▶ _Exercise requirements_
List each line in which the string "that" appears.

▶ _Dataset excerpt_
=======
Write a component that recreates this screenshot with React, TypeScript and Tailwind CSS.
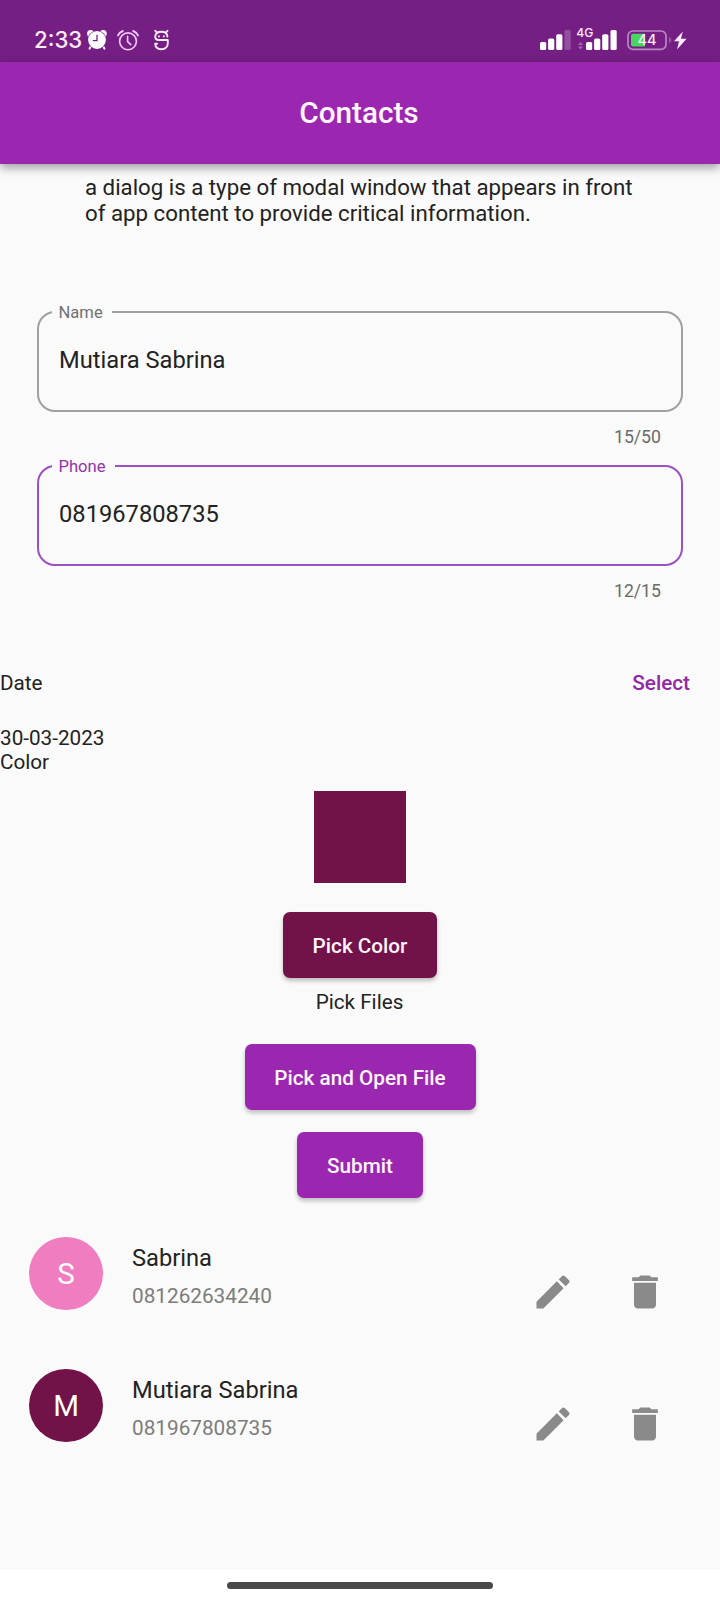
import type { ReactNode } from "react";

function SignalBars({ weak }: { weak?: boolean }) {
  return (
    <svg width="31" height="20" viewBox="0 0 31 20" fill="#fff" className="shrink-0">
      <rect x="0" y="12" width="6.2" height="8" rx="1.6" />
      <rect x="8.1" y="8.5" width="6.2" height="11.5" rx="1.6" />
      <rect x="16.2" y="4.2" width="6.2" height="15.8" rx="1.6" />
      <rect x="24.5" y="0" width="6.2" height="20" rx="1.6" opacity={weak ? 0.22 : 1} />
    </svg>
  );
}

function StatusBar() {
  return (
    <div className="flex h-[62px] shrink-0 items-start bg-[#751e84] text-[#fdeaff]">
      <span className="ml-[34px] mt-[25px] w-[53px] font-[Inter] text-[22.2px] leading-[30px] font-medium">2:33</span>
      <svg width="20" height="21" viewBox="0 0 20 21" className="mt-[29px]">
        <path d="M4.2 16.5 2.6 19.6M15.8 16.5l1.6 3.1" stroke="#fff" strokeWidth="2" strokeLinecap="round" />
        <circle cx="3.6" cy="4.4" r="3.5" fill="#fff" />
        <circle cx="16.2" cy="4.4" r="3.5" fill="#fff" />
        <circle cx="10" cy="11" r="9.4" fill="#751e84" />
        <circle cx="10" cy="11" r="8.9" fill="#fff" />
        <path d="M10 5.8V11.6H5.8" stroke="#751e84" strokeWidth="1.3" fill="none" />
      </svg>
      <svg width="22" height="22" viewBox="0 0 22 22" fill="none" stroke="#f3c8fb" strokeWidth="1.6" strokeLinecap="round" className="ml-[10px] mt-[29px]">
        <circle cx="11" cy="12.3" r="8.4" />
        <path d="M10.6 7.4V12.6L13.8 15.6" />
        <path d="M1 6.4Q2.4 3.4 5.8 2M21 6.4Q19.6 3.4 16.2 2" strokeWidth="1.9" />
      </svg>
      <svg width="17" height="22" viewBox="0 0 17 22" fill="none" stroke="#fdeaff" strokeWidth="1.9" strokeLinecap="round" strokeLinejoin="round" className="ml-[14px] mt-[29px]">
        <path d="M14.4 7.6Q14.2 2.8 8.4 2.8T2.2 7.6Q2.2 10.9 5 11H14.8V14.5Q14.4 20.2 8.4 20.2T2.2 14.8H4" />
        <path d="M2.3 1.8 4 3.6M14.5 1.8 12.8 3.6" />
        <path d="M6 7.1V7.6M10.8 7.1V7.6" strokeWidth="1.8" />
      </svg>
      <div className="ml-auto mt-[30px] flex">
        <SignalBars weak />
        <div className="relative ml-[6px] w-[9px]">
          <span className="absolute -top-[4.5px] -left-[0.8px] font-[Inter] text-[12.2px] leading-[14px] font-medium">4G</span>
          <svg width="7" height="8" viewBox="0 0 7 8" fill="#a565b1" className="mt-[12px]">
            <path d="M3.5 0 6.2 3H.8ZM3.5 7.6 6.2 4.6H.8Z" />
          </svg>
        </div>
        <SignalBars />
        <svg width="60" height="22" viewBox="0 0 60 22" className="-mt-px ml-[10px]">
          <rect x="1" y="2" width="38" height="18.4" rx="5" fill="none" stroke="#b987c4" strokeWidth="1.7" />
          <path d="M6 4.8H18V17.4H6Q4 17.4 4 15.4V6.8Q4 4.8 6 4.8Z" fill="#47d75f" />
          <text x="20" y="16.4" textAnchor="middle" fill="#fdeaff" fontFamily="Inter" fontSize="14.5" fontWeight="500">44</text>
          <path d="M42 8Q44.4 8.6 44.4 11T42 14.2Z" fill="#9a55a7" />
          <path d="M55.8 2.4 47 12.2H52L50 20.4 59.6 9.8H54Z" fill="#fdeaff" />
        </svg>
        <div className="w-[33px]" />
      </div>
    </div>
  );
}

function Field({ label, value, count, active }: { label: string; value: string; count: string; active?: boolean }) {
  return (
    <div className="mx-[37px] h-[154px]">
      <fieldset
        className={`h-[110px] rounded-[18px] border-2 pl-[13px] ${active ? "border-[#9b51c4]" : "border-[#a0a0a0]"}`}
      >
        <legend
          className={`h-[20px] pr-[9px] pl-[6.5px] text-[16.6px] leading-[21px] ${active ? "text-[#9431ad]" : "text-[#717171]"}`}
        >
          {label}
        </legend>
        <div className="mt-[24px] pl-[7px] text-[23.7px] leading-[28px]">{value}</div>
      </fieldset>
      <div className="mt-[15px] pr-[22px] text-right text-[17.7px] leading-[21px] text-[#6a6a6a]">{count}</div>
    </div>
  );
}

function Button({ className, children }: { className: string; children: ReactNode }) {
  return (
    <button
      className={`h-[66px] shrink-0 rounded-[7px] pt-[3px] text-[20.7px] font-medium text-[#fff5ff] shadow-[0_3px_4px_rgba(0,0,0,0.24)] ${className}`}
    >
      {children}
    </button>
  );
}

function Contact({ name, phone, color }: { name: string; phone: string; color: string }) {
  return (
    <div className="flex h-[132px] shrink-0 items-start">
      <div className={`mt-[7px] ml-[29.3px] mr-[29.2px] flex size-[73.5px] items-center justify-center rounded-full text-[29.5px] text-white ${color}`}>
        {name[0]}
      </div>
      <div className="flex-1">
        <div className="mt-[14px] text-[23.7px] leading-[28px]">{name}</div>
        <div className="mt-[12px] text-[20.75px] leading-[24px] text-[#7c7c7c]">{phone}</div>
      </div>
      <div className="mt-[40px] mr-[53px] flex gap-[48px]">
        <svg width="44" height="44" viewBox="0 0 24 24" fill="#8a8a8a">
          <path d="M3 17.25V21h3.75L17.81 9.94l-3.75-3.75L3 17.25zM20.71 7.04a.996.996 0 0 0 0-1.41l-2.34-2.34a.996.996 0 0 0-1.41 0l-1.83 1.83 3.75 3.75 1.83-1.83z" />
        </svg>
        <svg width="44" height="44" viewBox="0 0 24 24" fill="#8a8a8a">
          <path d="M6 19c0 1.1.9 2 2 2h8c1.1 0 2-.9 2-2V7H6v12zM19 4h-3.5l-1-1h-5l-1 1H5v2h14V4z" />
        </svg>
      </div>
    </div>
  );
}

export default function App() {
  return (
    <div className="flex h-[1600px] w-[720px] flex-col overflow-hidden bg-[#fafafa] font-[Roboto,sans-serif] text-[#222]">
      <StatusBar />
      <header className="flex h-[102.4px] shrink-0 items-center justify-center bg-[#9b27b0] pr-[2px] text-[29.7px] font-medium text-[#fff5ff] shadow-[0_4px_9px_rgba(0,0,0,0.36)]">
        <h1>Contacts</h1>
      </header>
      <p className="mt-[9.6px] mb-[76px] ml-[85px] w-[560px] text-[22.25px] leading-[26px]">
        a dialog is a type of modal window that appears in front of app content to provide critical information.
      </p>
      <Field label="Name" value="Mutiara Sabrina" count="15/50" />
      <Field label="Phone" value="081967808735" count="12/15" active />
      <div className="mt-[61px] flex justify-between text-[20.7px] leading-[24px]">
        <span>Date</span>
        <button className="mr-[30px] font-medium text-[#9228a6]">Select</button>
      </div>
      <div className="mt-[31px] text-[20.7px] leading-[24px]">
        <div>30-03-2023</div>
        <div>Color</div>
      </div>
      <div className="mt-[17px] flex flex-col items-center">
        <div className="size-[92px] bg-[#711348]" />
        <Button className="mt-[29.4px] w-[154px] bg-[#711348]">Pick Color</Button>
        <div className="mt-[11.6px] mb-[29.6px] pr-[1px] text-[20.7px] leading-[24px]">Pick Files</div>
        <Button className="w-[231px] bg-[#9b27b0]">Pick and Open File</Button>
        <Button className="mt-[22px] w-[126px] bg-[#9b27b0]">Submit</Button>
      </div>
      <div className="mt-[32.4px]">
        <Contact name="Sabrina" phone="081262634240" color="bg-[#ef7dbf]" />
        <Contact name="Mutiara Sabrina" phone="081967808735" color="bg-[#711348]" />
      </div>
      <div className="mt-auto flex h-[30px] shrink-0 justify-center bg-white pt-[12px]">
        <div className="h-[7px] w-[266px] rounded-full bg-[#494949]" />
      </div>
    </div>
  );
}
=======
▶ _Finished answer_
Write a component that recreates this screenshot with React, TypeScript and Tailwind CSS.
        a dialog is a type of modal window that appears in front of app content to provide critical information.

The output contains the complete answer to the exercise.